Bangkok is a good case study because it has busy train lines, a wide mix of jobs, and a steady flow of renters near the core. That keeps the local bucket active. For a quick scan of options and price bands, a broad, neutral resource such as Property Investment in Bangkok can help shape a first shortlist before talking with local experts. Use it to compare areas, ages of buildings, and rough budgets.

The rent you see vs. the rent you keep

Gross rent is the top line. Net rent is what matters. Net rent is what lands after building fees, repairs, insurance, local tax, and gaps between tenants. When that net moves across currencies, bank charges and transfer fees also nibble at it. Plan for those small bites. A half percent here and one percent there can add up over a year.

To keep your plan honest, track three lines: local net rent, rate on the day of transfer, and what lands at home. A small sheet or app can do this. Over a few months you will see a pattern, and that helps with cash flow.

Entry price, exit price, and the rate in between

The buy price is in the local bucket. Your savings are in the home bucket. The day you move funds to pay the deposit, the rate fixes how much you spend in home terms. The day you pay the balance, the rate matters again. When you sell, the rate on the sale day plays a big part in the result.

Here’s a short story with rounded numbers. A buyer pays 5,000,000 in local currency. At the time, the rate is 10 to 1, so the cost feels like 500,000 at home. Years later, the home sells for the same 5,000,000.

If the rate is now 12 to 1, the sale brings back about 416,667 at home. It looks like a loss, even though the price in local terms did not drop. If the rate moved the other way, to 8 to 1, the same sale would bring back 625,000 at home. That feels great. The building did not change. The swap did.

Ways to handle the risk without stress

No one can force a rate to behave. But the impact can be tamed. One way is to keep money in the local bucket longer. For example, leave rent in a local account and use it to pay local costs first. That cuts the number of swaps. Another way is to plan transfers on a fixed day each month so there are no rushed swaps at bad moments.

Some banks and brokers offer a “forward” deal. That locks a rate today for a set time. It is not free, and it is not always needed, but it can steady a plan if a big bill is due. A simpler move is to spread a large swap into smaller steps over weeks. That smooths out spikes.

Pick the right unit and building first

While rate swings matter, the basics still come first. A strong building near a train line with good care and clear fees is easier to rent. Units that match what most renters want in that area tend to stay filled. In Bangkok, that often means small to mid-size condos near BTS or MRT stations, with clean shared areas and clear rules. A steady tenant reduces gaps, which makes rate moves less painful.

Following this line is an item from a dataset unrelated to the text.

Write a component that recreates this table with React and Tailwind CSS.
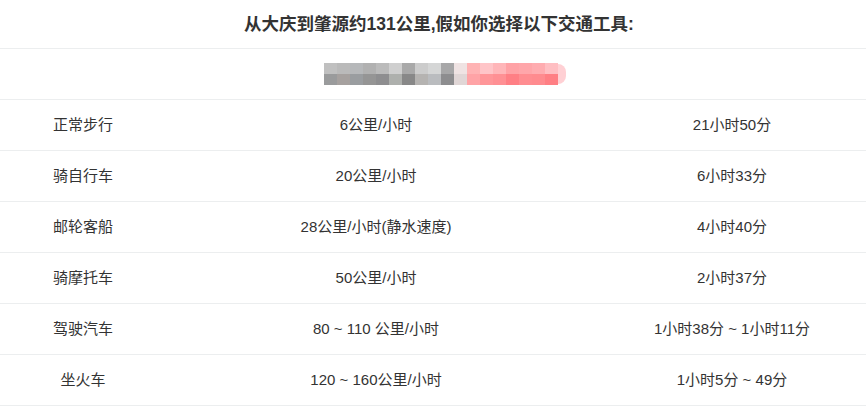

Fees that ride along with currency

Some fees are in the local bucket. Others are in yours. Building fees, fund payments, and small repairs are local. Tax filings in your home country use your bucket. Plan where each payment will come from. If a manager can take rent and pay local bills before you swap, that may save two transfers.

Watch for fees on each swap. Even if the bank says “no commission,” the rate given might include a spread. Compare a live mid-market rate to the rate quoted. If the gap is wide, ask for a better rate or use a service that gives a fairer spread.

A small checklist that keeps you honest

It helps to keep one calm process and follow it each time:

  1. Run a net yield check in the local bucket.
  2. Test the same yield in your home bucket at a good, fair, and poor rate.
  3. List all fees that will happen for sure.
  4. Pick transfer days and stick to them.
  5. Keep a three-month buffer in the local bucket for repairs and gaps.

This takes an hour up front and saves many small headaches later.

Common mistakes to avoid

Chasing only the top-line yield without checking net rent is a trap. Another trap is using an old rate from a week ago to judge a deal today. A third trap is forgetting bank spreads. Small spreads on large swaps add up fast. Last, some buyers move all funds at once when it is not needed. Moving in stages can calm risk and stress.

What to expect during the first year

The first year is about learning the rhythm. Rent comes on a set day. Fees land on set months. Repairs pop up now and then. Keep notes. After a few months the pattern is clear. That pattern helps set a steady transfer plan. It also helps spot problems early, such as a fee that should have been lower, or a transfer cost that can be trimmed.

Selling without surprises

Plan the exit months before it happens. Get a clear view of local demand and how long sales take in that area. Set a home-bucket target that makes sense at two or three rate scenarios. If the rate the week before sale looks rough, speak with the bank or broker about a short lock to protect the plan. Never wait until the last day to swap a large sum if it can be avoided.

Key points and next steps

Currency moves can turn a good plan into a great one, or shave off gains. The best defence is simple habits. Track net rent, plan your swaps, and keep a small buffer. Pick a unit that renters want, near trains and services, so income stays steady. Match your exit plan to a range of rate outcomes, not just one perfect case.

Choose one area, build a short list of real homes, and run the numbers in both buckets. Test the plan at a fair rate and at a weak one. If the picture still works, take the next step and speak with a local agent and a bank. Calm steps beat guesswork, and they add up to results you can count on.